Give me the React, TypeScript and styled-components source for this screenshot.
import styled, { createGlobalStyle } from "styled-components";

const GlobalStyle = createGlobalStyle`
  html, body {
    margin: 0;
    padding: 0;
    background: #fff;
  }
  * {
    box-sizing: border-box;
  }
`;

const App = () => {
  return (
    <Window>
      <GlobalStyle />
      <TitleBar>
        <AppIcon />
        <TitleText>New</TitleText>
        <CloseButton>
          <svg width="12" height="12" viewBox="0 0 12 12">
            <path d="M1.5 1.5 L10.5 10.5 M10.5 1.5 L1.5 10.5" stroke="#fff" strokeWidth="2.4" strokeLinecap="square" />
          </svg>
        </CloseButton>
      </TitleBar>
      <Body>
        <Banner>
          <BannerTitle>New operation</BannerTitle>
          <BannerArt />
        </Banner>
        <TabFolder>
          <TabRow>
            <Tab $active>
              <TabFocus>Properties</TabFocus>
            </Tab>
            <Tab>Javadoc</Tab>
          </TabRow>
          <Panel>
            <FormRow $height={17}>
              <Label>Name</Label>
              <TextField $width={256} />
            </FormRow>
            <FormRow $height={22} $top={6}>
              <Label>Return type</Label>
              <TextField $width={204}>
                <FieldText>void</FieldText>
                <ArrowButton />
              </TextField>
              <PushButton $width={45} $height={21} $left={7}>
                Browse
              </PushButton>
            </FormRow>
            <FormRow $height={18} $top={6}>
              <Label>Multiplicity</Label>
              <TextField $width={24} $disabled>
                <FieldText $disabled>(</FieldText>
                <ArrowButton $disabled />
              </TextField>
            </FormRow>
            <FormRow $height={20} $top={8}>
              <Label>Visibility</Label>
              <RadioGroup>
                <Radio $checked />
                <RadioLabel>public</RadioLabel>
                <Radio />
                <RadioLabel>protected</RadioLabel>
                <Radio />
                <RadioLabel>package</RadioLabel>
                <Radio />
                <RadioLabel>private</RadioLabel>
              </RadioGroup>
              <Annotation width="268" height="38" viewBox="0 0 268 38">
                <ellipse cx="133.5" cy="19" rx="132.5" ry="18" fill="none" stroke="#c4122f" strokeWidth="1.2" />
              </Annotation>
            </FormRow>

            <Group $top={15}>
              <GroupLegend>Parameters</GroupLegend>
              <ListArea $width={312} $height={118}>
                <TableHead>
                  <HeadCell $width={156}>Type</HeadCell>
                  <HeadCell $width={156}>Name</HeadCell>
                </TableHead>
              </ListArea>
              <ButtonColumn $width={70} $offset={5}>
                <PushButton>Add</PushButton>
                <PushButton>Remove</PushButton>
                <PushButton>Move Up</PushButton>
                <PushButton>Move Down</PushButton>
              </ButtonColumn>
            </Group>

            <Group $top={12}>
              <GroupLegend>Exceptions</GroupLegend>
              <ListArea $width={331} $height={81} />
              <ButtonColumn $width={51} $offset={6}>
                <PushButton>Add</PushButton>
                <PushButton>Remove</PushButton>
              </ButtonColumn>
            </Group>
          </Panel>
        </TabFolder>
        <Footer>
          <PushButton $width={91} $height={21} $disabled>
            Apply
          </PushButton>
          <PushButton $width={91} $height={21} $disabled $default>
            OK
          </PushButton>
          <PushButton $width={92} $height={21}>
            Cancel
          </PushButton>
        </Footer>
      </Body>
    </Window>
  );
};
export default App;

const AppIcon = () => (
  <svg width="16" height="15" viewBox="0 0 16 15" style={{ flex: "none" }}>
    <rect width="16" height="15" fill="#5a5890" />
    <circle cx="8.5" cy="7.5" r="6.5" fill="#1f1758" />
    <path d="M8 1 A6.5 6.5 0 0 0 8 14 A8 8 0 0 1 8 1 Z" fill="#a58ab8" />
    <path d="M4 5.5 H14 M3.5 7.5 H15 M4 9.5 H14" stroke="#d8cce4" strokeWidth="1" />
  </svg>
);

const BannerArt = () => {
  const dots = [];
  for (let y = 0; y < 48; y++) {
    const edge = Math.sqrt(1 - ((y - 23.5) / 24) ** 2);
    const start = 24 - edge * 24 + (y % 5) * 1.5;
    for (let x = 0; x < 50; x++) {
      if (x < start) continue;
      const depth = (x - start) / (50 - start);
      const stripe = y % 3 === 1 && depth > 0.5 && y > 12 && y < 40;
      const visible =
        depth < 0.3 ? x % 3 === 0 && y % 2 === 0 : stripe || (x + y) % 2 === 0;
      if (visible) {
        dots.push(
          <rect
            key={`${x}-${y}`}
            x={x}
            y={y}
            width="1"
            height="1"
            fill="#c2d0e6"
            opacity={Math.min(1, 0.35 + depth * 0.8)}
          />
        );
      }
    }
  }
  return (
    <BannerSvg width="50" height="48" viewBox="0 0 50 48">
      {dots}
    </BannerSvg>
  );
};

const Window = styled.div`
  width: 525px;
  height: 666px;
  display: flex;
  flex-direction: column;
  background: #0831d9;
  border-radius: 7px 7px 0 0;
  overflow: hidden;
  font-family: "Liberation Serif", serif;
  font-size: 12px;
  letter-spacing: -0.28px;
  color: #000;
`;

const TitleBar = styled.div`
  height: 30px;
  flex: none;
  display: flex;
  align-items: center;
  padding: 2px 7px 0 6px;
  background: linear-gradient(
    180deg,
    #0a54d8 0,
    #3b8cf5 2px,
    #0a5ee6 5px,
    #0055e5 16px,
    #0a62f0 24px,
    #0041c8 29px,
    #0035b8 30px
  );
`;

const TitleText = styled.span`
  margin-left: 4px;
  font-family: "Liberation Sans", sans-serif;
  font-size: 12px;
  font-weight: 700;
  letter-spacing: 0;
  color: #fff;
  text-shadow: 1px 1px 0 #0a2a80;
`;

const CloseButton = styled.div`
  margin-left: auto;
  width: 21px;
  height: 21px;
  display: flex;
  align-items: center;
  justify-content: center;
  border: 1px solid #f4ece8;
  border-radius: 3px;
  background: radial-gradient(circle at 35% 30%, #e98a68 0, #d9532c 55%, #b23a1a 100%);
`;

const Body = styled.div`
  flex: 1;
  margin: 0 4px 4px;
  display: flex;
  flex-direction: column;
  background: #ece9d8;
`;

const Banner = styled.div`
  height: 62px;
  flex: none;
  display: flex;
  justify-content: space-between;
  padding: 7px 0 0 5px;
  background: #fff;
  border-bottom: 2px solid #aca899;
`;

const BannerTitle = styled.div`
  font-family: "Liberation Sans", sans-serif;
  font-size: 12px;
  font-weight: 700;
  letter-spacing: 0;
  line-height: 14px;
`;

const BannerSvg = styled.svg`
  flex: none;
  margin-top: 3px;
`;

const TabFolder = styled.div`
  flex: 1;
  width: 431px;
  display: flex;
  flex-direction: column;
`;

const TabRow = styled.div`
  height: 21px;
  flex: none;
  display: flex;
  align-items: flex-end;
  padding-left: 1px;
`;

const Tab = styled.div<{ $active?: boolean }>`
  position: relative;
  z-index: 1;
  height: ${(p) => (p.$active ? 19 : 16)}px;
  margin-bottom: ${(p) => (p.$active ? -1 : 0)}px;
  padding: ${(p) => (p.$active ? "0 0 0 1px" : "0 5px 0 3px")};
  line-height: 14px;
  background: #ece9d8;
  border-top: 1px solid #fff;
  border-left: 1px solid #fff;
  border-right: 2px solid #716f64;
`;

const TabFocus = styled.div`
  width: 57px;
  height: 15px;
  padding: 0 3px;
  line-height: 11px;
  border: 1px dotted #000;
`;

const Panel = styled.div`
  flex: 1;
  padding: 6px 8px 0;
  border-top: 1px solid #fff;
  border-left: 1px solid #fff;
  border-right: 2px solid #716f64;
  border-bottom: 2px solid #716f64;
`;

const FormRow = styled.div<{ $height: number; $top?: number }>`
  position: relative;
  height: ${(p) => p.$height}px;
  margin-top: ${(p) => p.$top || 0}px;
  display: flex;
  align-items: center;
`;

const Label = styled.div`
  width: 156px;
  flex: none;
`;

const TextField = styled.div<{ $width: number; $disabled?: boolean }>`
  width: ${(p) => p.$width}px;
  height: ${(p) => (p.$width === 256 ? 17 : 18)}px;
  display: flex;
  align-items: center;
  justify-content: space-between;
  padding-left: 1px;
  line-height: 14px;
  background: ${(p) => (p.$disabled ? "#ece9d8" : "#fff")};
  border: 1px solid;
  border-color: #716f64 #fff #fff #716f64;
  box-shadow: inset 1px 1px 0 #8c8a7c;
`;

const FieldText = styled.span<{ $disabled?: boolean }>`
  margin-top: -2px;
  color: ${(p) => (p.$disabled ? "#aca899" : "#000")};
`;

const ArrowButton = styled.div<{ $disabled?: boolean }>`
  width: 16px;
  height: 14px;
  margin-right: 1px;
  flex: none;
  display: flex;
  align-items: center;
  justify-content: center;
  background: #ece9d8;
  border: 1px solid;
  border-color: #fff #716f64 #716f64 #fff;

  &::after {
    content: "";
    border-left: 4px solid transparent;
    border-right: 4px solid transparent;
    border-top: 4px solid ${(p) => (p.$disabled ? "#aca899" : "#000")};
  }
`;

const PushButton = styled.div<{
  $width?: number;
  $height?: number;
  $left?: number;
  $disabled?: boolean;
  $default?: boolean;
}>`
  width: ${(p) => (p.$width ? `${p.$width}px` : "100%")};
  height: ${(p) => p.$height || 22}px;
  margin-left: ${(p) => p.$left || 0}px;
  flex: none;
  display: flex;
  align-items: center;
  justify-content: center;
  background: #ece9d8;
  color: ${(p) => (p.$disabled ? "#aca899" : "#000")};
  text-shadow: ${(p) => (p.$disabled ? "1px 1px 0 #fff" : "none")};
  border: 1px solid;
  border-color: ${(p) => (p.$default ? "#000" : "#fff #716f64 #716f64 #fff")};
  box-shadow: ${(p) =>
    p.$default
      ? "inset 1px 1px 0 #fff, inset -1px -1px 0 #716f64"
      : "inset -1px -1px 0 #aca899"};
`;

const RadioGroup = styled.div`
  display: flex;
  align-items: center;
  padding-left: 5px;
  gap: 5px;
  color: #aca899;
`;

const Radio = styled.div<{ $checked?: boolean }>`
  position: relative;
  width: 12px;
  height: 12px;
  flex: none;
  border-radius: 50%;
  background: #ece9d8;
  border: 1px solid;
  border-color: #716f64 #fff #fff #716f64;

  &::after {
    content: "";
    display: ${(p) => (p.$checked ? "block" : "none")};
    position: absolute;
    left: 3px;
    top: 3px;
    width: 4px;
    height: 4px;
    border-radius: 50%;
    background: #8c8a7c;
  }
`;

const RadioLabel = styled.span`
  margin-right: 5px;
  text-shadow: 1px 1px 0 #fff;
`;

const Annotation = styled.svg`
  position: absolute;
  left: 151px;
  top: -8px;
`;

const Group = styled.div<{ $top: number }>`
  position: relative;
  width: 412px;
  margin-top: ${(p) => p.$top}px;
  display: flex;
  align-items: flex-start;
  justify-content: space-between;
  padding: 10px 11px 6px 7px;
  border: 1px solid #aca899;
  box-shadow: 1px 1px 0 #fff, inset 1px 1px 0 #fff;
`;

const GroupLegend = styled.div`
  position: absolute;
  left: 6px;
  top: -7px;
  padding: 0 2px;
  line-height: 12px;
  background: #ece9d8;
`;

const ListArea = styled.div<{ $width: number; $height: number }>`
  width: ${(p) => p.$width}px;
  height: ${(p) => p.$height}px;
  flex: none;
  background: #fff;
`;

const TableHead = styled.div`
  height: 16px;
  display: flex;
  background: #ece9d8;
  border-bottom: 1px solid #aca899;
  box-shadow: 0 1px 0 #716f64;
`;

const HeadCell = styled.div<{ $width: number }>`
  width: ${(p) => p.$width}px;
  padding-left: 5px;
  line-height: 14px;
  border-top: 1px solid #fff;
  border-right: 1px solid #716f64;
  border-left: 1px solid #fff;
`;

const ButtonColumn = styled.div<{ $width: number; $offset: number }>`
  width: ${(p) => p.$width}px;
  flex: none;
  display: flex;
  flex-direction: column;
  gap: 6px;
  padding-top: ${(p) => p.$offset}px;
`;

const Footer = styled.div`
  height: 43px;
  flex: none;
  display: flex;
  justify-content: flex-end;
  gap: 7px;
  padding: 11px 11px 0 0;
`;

===============

= Exercise =
Copy every line of the material in which the word "components" occurs.

= Expected answer =
Give me the React, TypeScript and styled-components source for this screenshot.
import styled, { createGlobalStyle } from "styled-components";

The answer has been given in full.